Helion revolutionizes kernel authoring with a Python-embedded domain-specific language that compiles directly to Triton. By automating performance tuning for GPUs and accelerators, Helion reduces the code required for advanced kernels by 4x compared to Triton, making sophisticated ML engineering accessible to a broader developer community. As Luis Ceze, Vice President of AI Systems Software at NVIDIA, notes: “Making Python-based kernel authoring simpler and more accessible is important to NVIDIA. Supporting Meta’s work on Helion will help developers unlock new levels of performance on NVIDIA systems.”

Torchcomms provides a unified API for robust, fault-tolerant distributed communication across massive clusters. It scales effortlessly across diverse hardware environments and more than 100,000 GPUs, ensuring resilient operations regardless of infrastructure. Anush Elangovan, Vice President AI Software at AMD, comments: “Torchcomms exemplifies the kind of problem-solving innovation our industry needs—delivering robust, fault-tolerant distributed communication that scales seamlessly across diverse hardware ecosystems.”

Monarch reimagines cluster-scale execution with a single-controller architecture that abstracts away multi-node complexities. This distributed execution engine makes scalable code feel like working on a local, single-GPU workflow, democratizing access to cluster-scale capabilities without sacrificing developer experience. Luca Antiga, CTO of Lightning.AI, observes: “With Monarch, we see a glimpse of the future of training. We’re stoked that the team picked Lightning as the ideal platform for the launch.”

Torchforge is purpose-built for scalable reinforcement learning post-training and agentic development. It separates infrastructure concerns from model development, offering clear RL abstractions with a scalable implementation. Key features include usability for rapid research, hackability for power users, and scalability across thousands of GPUs. In collaboration with Stanford and CoreWeave, we’ve integrated Weaver into torchforge to explore state-of-the-art RL approaches. Azalia Mirhoseini, Founder of the Scaling Intelligence Lab at Stanford University, shares: “Our work on Weaver is about pushing the boundaries of reward modeling and automated verification. Integrating it with torchforge allows us to quickly experiment with new ideas while relying on a robust, scalable RL backbone.”

ExecuTorch 1.0 delivers Meta’s end-to-end solution for on-device AI, enabling advanced capabilities directly on mobile, desktop, and edge devices. Backed by industry leaders including Qualcomm, Apple, and Arm, the GA release offers enhanced performance, stability, and integration across platforms. Jeff Gehlhaar, Senior Vice President of Engineering at Qualcomm Technologies, states: “ExecuTorch GA offers portability, stability, and performance, empowering developers to efficiently deliver innovative AI features across mobile, desktop, and IoT devices.”
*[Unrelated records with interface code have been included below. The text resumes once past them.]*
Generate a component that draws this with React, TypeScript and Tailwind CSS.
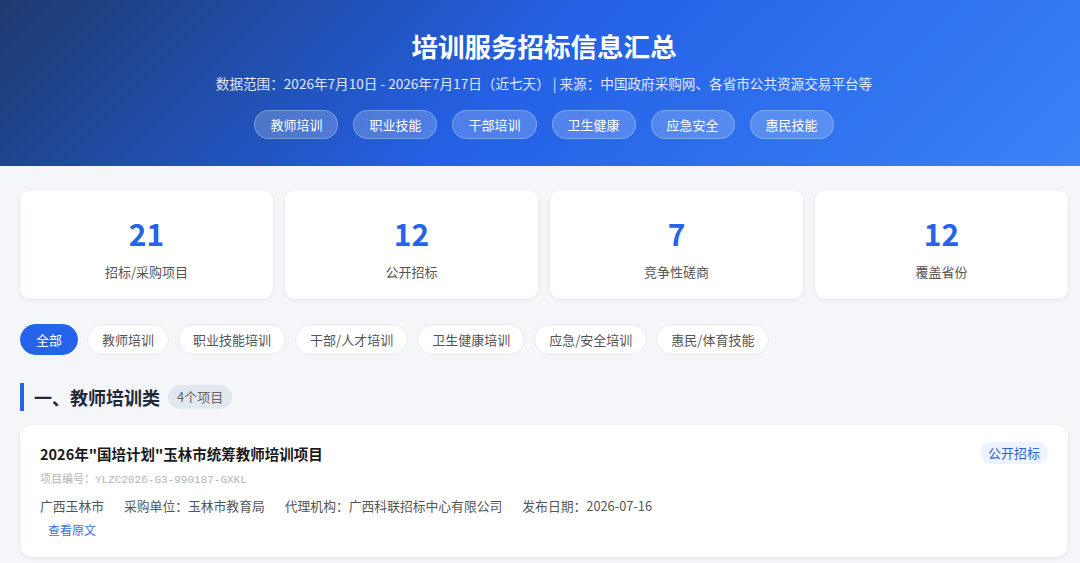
import React from "react";

const headerTags = ["教师培训", "职业技能", "干部培训", "卫生健康", "应急安全", "惠民技能"];

const stats = [
  { value: "21", label: "招标/采购项目" },
  { value: "12", label: "公开招标" },
  { value: "7", label: "竞争性磋商" },
  { value: "12", label: "覆盖省份" },
];

const filters = ["全部", "教师培训", "职业技能培训", "干部/人才培训", "卫生健康培训", "应急/安全培训", "惠民/体育技能"];

const App: React.FC = () => {
  return (
    <div
      className="min-h-screen bg-[#f4f6fa] text-[#333]"
      style={{ fontFamily: '"Noto Sans CJK SC", "Noto Sans", sans-serif' }}
    >
      {/* Header */}
      <header className="h-[166px] bg-[linear-gradient(135deg,#1e3a6e_0%,#2461e6_48%,#3b82f6_100%)] pl-2 pt-[30px] text-center text-white">
        <h1 className="text-[26.5px] font-bold leading-[31px]">培训服务招标信息汇总</h1>
        <p className="mt-3 text-[13.6px] leading-5 text-white/85">
          数据范围：2026年7月10日 - 2026年7月17日（近七天） | 来源：中国政府采购网、各省市公共资源交易平台等
        </p>
        <div className="mt-[17px] flex justify-center gap-[15px]">
          {headerTags.map((t) => (
            <span
              key={t}
              className="flex h-[29px] items-center rounded-full border border-white/25 bg-white/20 px-[15px] text-[13px] text-white"
            >
              {t}
            </span>
          ))}
        </div>
      </header>

      <main className="pl-5 pr-3">
        {/* Stats */}
        <div className="mt-6 grid grid-cols-4 gap-3">
          {stats.map((s) => (
            <div
              key={s.label}
              className="flex h-[109px] flex-col items-center rounded-[10px] bg-white pt-[25px] shadow-[0_1px_4px_rgba(0,0,0,0.08)]"
            >
              <div className="text-[30px] font-bold leading-[36px] text-[#2563eb]">{s.value}</div>
              <div className="mt-[11px] text-[13px] leading-5 text-[#555]">{s.label}</div>
            </div>
          ))}
        </div>

        {/* Filters */}
        <div className="mt-[25px] flex gap-[9px]">
          {filters.map((f, i) => (
            <button
              key={f}
              className={
                i === 0
                  ? "flex h-[31px] items-center rounded-full border border-[#2563eb] bg-[#2563eb] px-[15px] text-[13px] text-white"
                  : "flex h-[31px] items-center rounded-full border border-[#e6e9ef] bg-white px-[14px] text-[13px] text-[#555]"
              }
            >
              {f}
            </button>
          ))}
        </div>

        {/* Section heading */}
        <div className="mt-7 flex h-[28px] items-center border-l-4 border-[#2563eb] pl-[10px]">
          <h2 className="text-[18px] font-bold leading-7 text-[#1f2937]">一、教师培训类</h2>
          <span className="ml-2 flex h-6 items-center rounded-full bg-[#e2e8f0] px-[9px] text-[13px] text-[#666]">
            4个项目
          </span>
        </div>

        {/* Item card */}
        <div className="mt-[14px] rounded-[12px] bg-white px-5 pb-[18px] pt-[17px] shadow-[0_1px_4px_rgba(0,0,0,0.08)]">
          <div className="flex items-start justify-between">
            <h3 className="text-[14.5px] font-bold leading-6 text-[#1a1a1a]">
              2026年"国培计划"玉林市统筹教师培训项目
            </h3>
            <span className="flex h-[22px] items-center rounded-full bg-[#eef4ff] px-2 text-[13px] text-[#3560d6]">
              公开招标
            </span>
          </div>
          <div
            className="mt-[6px] text-[11px] leading-4 text-[#b2b6bd]"
            style={{ fontFamily: '"Liberation Mono", "Noto Sans CJK SC", monospace' }}
          >
            项目编号：YLZC2026-G3-990187-GXKL
          </div>
          <div className="mt-2 flex gap-5 text-[12.8px] leading-5 text-[#555]">
            <span>广西玉林市</span>
            <span>采购单位：玉林市教育局</span>
            <span>代理机构：广西科联招标中心有限公司</span>
            <span>发布日期：2026-07-16</span>
          </div>
          <div className="mt-[5px] px-2 text-[12px] leading-[18px] text-[#3b6fe0]">查看原文</div>
        </div>
      </main>
    </div>
  );
};

export default App;
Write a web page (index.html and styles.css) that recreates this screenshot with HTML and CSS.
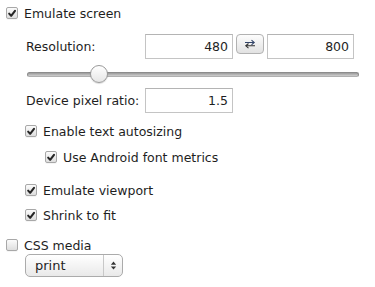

OpenEnv, developed in partnership with Hugging Face, launches as an open hub for reinforcement learning environments. Developers can now build, share, and explore OpenEnv-compatible environments for training and deployment. The initiative includes an RFC for the OpenEnv 0.1 specification to gather community feedback. Clem Delangue, Co-Founder & CEO of Hugging Face, emphasizes: “The next wave of AI will be defined not just by open models, but by open environments. Partnering with Meta to launch the OpenEnv hub gives developers everywhere a common foundation to build, test, and deploy the next generation of AI agents.”

These projects are available today as open source and ready for community contributions. The PyTorch ecosystem has never been more vibrant, and we’re excited to see what the community builds with these foundational tools for agentic AI.